[START Source data]

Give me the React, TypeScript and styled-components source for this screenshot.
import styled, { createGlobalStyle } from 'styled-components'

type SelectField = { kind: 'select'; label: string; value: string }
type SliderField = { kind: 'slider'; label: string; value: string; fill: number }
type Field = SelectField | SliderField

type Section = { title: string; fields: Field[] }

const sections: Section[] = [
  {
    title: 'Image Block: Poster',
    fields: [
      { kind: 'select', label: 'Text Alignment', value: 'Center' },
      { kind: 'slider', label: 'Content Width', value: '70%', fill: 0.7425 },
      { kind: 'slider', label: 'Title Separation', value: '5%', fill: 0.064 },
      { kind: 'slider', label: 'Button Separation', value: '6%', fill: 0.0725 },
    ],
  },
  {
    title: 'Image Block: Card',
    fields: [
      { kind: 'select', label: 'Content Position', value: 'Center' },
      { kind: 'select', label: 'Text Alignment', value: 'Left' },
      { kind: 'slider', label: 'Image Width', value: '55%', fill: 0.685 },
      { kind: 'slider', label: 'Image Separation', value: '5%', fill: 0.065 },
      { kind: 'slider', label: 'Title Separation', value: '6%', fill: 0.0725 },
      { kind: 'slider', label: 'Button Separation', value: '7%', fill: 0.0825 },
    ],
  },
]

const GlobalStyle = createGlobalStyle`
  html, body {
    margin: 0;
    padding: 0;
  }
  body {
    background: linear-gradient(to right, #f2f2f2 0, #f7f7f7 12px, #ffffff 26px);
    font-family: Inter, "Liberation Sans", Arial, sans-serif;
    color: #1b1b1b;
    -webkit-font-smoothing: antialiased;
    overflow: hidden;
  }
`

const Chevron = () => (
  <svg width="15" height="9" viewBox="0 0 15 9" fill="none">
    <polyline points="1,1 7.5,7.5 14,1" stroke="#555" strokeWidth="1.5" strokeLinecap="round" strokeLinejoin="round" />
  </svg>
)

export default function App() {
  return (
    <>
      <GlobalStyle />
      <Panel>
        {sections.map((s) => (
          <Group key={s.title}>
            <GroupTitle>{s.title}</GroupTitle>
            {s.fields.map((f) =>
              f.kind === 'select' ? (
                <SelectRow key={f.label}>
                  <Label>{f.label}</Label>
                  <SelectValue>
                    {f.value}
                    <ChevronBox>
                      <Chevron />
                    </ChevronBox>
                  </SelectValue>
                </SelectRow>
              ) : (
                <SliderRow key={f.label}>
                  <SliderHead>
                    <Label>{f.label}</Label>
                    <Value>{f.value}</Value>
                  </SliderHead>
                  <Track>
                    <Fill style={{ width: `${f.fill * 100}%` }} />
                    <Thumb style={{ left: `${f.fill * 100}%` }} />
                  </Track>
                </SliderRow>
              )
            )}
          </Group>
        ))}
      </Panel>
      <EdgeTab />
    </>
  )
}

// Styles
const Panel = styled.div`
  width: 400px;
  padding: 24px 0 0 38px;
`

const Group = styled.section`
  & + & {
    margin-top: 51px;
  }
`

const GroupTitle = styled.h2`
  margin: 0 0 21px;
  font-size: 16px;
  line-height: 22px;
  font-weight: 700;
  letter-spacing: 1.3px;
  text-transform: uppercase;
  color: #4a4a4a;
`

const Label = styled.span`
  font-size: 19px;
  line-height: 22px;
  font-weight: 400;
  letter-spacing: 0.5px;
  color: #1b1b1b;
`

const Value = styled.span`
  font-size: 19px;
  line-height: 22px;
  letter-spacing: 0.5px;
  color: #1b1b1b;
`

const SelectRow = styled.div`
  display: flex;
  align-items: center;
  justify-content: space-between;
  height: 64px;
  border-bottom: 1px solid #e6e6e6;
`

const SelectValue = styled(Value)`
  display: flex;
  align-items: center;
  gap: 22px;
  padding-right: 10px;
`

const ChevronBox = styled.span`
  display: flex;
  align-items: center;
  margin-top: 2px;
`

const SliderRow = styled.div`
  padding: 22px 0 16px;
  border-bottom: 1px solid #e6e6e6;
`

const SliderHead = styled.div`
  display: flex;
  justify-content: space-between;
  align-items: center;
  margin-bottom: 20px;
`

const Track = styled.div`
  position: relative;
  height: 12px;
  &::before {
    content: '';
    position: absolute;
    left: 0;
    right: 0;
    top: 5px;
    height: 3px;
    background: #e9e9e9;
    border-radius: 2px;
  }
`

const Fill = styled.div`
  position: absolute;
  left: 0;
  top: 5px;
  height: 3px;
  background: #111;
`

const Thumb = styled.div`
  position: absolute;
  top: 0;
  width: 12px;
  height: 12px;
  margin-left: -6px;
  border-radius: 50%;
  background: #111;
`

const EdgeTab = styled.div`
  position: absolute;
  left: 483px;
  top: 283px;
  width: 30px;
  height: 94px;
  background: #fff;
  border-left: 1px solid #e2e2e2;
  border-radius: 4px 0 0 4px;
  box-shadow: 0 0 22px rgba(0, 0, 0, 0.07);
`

[END Source data]

*Task goal:*
Return, please, the lines of the data from the first through the line containing "string; fields: Field[]", both kept, exactly as they stand and nothing more.

*Written solution:*
Give me the React, TypeScript and styled-components source for this screenshot.
import styled, { createGlobalStyle } from 'styled-components'

type SelectField = { kind: 'select'; label: string; value: string }
type SliderField = { kind: 'slider'; label: string; value: string; fill: number }
type Field = SelectField | SliderField

type Section = { title: string; fields: Field[] }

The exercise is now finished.